More importantly, the left’s goal in fighting these commonsense proposals is to institutionalize the unorthodox and less-secure voting procedures used during the height of the COVID challenge and make them the new norm for a post-pandemic America. Such measures include automatic registration of voters, doing away with any kind of verification that voters are who they say they are, all while pushing a massive expansion of mail-in ballots. The result will be elections that are less fair and free, in perception and reality.
Earlier this month, these left-leaning law firms turned their attention toward Georgia. The same day Georgia Gov. Brian Kemp signed the Election Integrity Act of 2021, also known as SB202, the lawsuits began pouring in. As of the end of April, there are at least six, all making nearly identical claims.

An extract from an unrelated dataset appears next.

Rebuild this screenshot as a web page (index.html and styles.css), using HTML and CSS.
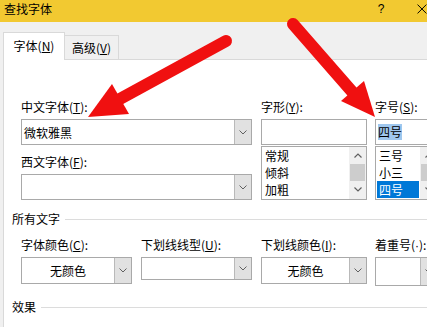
FILE: index.html
```html
<!DOCTYPE html>
<html lang="zh-CN">
<head>
    <meta charset="UTF-8">
    <meta name="viewport" content="width=device-width, initial-scale=1.0">
    <title>查找字体</title>
    <link rel="stylesheet" href="styles.css">
</head>
<body>
    <div class="window">
        <div class="titlebar">
            <span class="title">查找字体</span>
            <span class="help">?</span>
            <svg class="close" width="10" height="10" viewBox="0 0 10 10"><path d="M0.5 0.5 L9.5 9.5 M9.5 0.5 L0.5 9.5" stroke="#000" stroke-width="1"/></svg>
        </div>

        <div class="tabs">
            <div class="tab active">字体(<u>N</u>)</div>
            <div class="tab">高级(<u>V</u>)</div>
        </div>

        <div class="panel">
            <div class="grid top">
                <div class="col-font">
                    <div class="label">中文字体(<u>T</u>):</div>
                    <div class="combo">
                        <span class="value">微软雅黑</span>
                        <span class="drop"><svg width="8" height="5" viewBox="0 0 8 5"><path d="M0.5 0.5 L4 4 L7.5 0.5" fill="none" stroke="#606060"/></svg></span>
                    </div>
                    <div class="label second">西文字体(<u>F</u>):</div>
                    <div class="combo">
                        <span class="value"></span>
                        <span class="drop"><svg width="8" height="5" viewBox="0 0 8 5"><path d="M0.5 0.5 L4 4 L7.5 0.5" fill="none" stroke="#606060"/></svg></span>
                    </div>
                </div>

                <div class="col-style">
                    <div class="label">字形(<u>Y</u>):</div>
                    <div class="edit"></div>
                    <div class="listbox">
                        <ul class="items">
                            <li>常规</li>
                            <li>倾斜</li>
                            <li>加粗</li>
                        </ul>
                        <div class="scrollbar">
                            <span class="sb-btn"><svg width="8" height="5" viewBox="0 0 8 5"><path d="M0.5 4.5 L4 1 L7.5 4.5" fill="none" stroke="#606060" stroke-width="1.2"/></svg></span>
                            <span class="thumb"></span>
                            <span class="sb-btn"><svg width="8" height="5" viewBox="0 0 8 5"><path d="M0.5 0.5 L4 4 L7.5 0.5" fill="none" stroke="#606060" stroke-width="1.2"/></svg></span>
                        </div>
                    </div>
                </div>

                <div class="col-size">
                    <div class="label">字号(<u>S</u>):</div>
                    <div class="edit"><span class="sel-text">四号</span></div>
                    <div class="listbox">
                        <ul class="items">
                            <li>三号</li>
                            <li>小三</li>
                            <li class="selected">四号</li>
                        </ul>
                        <div class="scrollbar">
                            <span class="sb-btn"><svg width="8" height="5" viewBox="0 0 8 5"><path d="M0.5 4.5 L4 1 L7.5 4.5" fill="none" stroke="#606060" stroke-width="1.2"/></svg></span>
                            <span class="thumb"></span>
                            <span class="sb-btn"><svg width="8" height="5" viewBox="0 0 8 5"><path d="M0.5 0.5 L4 4 L7.5 0.5" fill="none" stroke="#606060" stroke-width="1.2"/></svg></span>
                        </div>
                    </div>
                </div>
            </div>

            <div class="section first">所有文字</div>

            <div class="grid bottom">
                <div>
                    <div class="label">字体颜色(<u>C</u>):</div>
                    <div class="combo color">
                        <span class="value">无颜色</span>
                        <span class="drop"><svg width="8" height="5" viewBox="0 0 8 5"><path d="M0.5 0.5 L4 4 L7.5 0.5" fill="none" stroke="#606060"/></svg></span>
                    </div>
                </div>
                <div>
                    <div class="label">下划线线型(<u>U</u>):</div>
                    <div class="combo short">
                        <span class="value"></span>
                        <span class="drop"><svg width="8" height="5" viewBox="0 0 8 5"><path d="M0.5 0.5 L4 4 L7.5 0.5" fill="none" stroke="#606060"/></svg></span>
                    </div>
                </div>
                <div>
                    <div class="label">下划线颜色(<u>I</u>):</div>
                    <div class="combo color">
                        <span class="value">无颜色</span>
                        <span class="drop"><svg width="8" height="5" viewBox="0 0 8 5"><path d="M0.5 0.5 L4 4 L7.5 0.5" fill="none" stroke="#606060"/></svg></span>
                    </div>
                </div>
                <div class="col-size">
                    <div class="label">着重号(<span class="dot">·</span>):</div>
                    <div class="combo tall">
                        <span class="value"></span>
                        <span class="drop"><svg width="8" height="5" viewBox="0 0 8 5"><path d="M0.5 0.5 L4 4 L7.5 0.5" fill="none" stroke="#606060"/></svg></span>
                    </div>
                </div>
            </div>

            <div class="section last">效果</div>
        </div>

        <!-- red annotation arrows drawn over the dialog -->
        <svg class="arrows" width="427" height="327" viewBox="0 0 427 327">
            <line x1="226" y1="41" x2="118" y2="100" stroke="#f01010" stroke-width="12" stroke-linecap="round"/>
            <polygon points="88,117 112,84 129,114" fill="#f01010"/>
            <line x1="293" y1="24" x2="355" y2="95" stroke="#f01010" stroke-width="12" stroke-linecap="round"/>
            <polygon points="375,117 341,101 364,81" fill="#f01010"/>
        </svg>
    </div>
</body>
</html>
```

FILE: styles.css
```css
body {
    margin: 0;
    background-color: #f0f0f0;
    font-family: "Noto Sans CJK SC", "Microsoft YaHei", sans-serif;
    font-size: 12px;
    color: #000;
}
.window {
    position: relative;
    width: 427px;
    height: 327px;
    overflow: hidden;
    background-color: #f0f0f0;
}
.titlebar {
    display: flex;
    align-items: flex-start;
    height: 22px;
    box-sizing: border-box;
    padding: 1px 0 0 4px;
    line-height: 16px;
    background-color: #f2c931;
}
.title {
    width: 376px;
}
.help {
    width: 12px;
    text-align: center;
    font-family: "Liberation Sans", sans-serif;
}
.close {
    margin: 3px 0 0 30px;
}
.tabs {
    display: flex;
    align-items: flex-end;
    height: 37px;
    padding-left: 3px;
}
.tab {
    box-sizing: border-box;
    width: 54px;
    height: 24px;
    line-height: 23px;
    text-align: center;
    border-top: 1px solid #d9d9d9;
    border-right: 1px solid #d9d9d9;
}
.tab.active {
    position: relative;
    z-index: 1;
    width: 62px;
    height: 28px;
    line-height: 26px;
    margin-bottom: -1px;
    border-left: 1px solid #d9d9d9;
    background-color: #fff;
}
u {
    text-underline-offset: 1px;
}
.dot {
    font-family: "Liberation Sans", sans-serif;
}
.panel {
    margin-left: 3px;
    height: 300px;
    padding: 39px 0 0 17px;
    border-top: 1px solid #d9d9d9;
    border-left: 1px solid #d9d9d9;
    background-color: #fff;
}
.grid {
    display: grid;
    grid-template-columns: 111px 111px 106px 62px;
    column-gap: 9px;
    align-items: start;
}
.col-font {
    grid-column: 1 / 3;
}
.col-size {
    margin-left: -1px;
}
.label {
    height: 16px;
    line-height: 16px;
    margin-bottom: 4px;
    white-space: nowrap;
}
.label.second {
    margin-top: 9px;
}
.combo {
    display: flex;
    box-sizing: border-box;
    height: 26px;
    border: 1px solid #a9a9a9;
    background-color: #fff;
}
.combo.color {
    height: 27px;
}
.combo.short {
    height: 23px;
}
.combo.tall {
    height: 29px;
}
.combo .value {
    flex: 1;
    display: flex;
    align-items: center;
    padding-left: 2px;
    white-space: nowrap;
}
.combo.color .value {
    justify-content: center;
    padding-left: 0;
}
.drop {
    display: flex;
    align-items: center;
    justify-content: center;
    box-sizing: border-box;
    width: 17px;
    border-left: 1px solid #b9b9b9;
    background-color: #e1e1e1;
}
.edit {
    box-sizing: border-box;
    height: 26px;
    padding-left: 2px;
    border: 1px solid #a9a9a9;
    display: flex;
    align-items: center;
}
.sel-text {
    line-height: 16px;
    background-color: #9fc7ee;
}
.listbox {
    display: flex;
    box-sizing: border-box;
    height: 54px;
    margin-top: 1px;
    border: 1px solid #a9a9a9;
}
.items {
    flex: 1;
    margin: 0;
    padding: 0;
    list-style: none;
    overflow: hidden;
}
.items li {
    height: 17px;
    line-height: 17px;
    padding-left: 3px;
    white-space: nowrap;
}
.items li.selected {
    margin: 0 1px;
    padding-left: 2px;
    background-color: #0078d7;
    color: #fff;
}
.scrollbar {
    display: flex;
    flex-direction: column;
    width: 17px;
    background-color: #f0f0f0;
}
.sb-btn {
    display: flex;
    align-items: center;
    justify-content: center;
    height: 17px;
}
.thumb {
    height: 17px;
    margin: 0 1px;
    background-color: #cdcdcd;
}
.section {
    display: flex;
    align-items: center;
    height: 16px;
    line-height: 16px;
    margin-left: -9px;
    width: 420px;
}
.section::after {
    content: "";
    flex: 1;
    height: 1px;
    margin-left: 5px;
    background-color: #dcdcdc;
}
.section.first {
    margin-top: 11px;
}
.grid.bottom {
    margin-top: 10px;
}
.section.last {
    margin-top: 13px;
}
.arrows {
    position: absolute;
    left: 0;
    top: 0;
    pointer-events: none;
}
```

Georgians should expect all six lawsuits to fail because the plaintiffs have not shown an unreasonable burden upon Georgian voters caused by SB202 (discriminatory or otherwise), and there is zero evidence of a discriminatory purpose behind the law.
In determining whether new voting reforms enacted by a state are constitutionally permissible, courts weigh the character and magnitude of the burden placed upon voters against the interests put forward by the state as justifications for that burden, taking into consideration “the extent to which those interests make it necessary to burden the plaintiff’s rights.”
In the case of SB202, the burden imposed upon Georgian voters is minimal, with some of the reforms actually reducing the burdens of the last election which, as the plaintiffs admit, saw record turnout. Such reforms include setting a minimum number of hours that polls must be open in advance of elections, adding an additional Saturday to the voting period with option to include Sundays, and reducing wait lines by requiring polling locations to measure wait times and make adjustments if needed.
In SB202, the Georgia General Assembly articulated the precise state interests that the law is designed to address. These include “the lack of elector confidence in the election system on all sides of the political spectrum” while reducing “burden on election officials” and streamlining “the process of conducting elections in Georgia by promoting uniformity in voting.” According to the U.S. and Georgia supreme courts, these are all legitimate state interests that justify reasonable, non-discriminatory burdens on voters, which is exactly what SB202 accomplishes.
While the plaintiffs exhaust themselves unsuccessfully seeking to tie long wait times to racial discrimination, the Georgia legislature took a more logical approach, focusing instead on ways to improve polling location management to reduce the time voters must stand in line.
Long voting lines are a result not of racism, but of poorly managed polling locations. The Georgia General Assembly recognized this and stepped up to address it. With such smart and reasonable reforms as this embedded in SB202, Georgians can expect the efficiency of their elections to continue to improve, and voter participation to continue to rise.
Opponents of the law who are ignorant of its contents have also expressed unbridled outrage at Georgia’s voter ID requirement for absentee vote-by-mail ballots, which has registrars confirm the identity of an absentee voter by comparing identification card numbers rather than signatures. This less subjective approach, combined with the cost and availability of Georgia voter ID cards (they are free and available to all) makes this approach far more sensible and, more importantly, accurate. Yet even if it didn’t, the law also provides alternative forms of identification that can be used if obtaining the free voter ID card proves too difficult.
SB202 is a clear attempt by the Georgia legislature to employ a reasonable set of reforms to keep Georgia elections free and fair. The burdens it imposes are minimal, reasonable, and applied equitably to all Georgia voters.
The left’s legal attack on Georgia’s election law will fail. Its thinly veiled effort to normalize highly irregular and less secure voting practices employed in response to the challenges of COVID must also fail.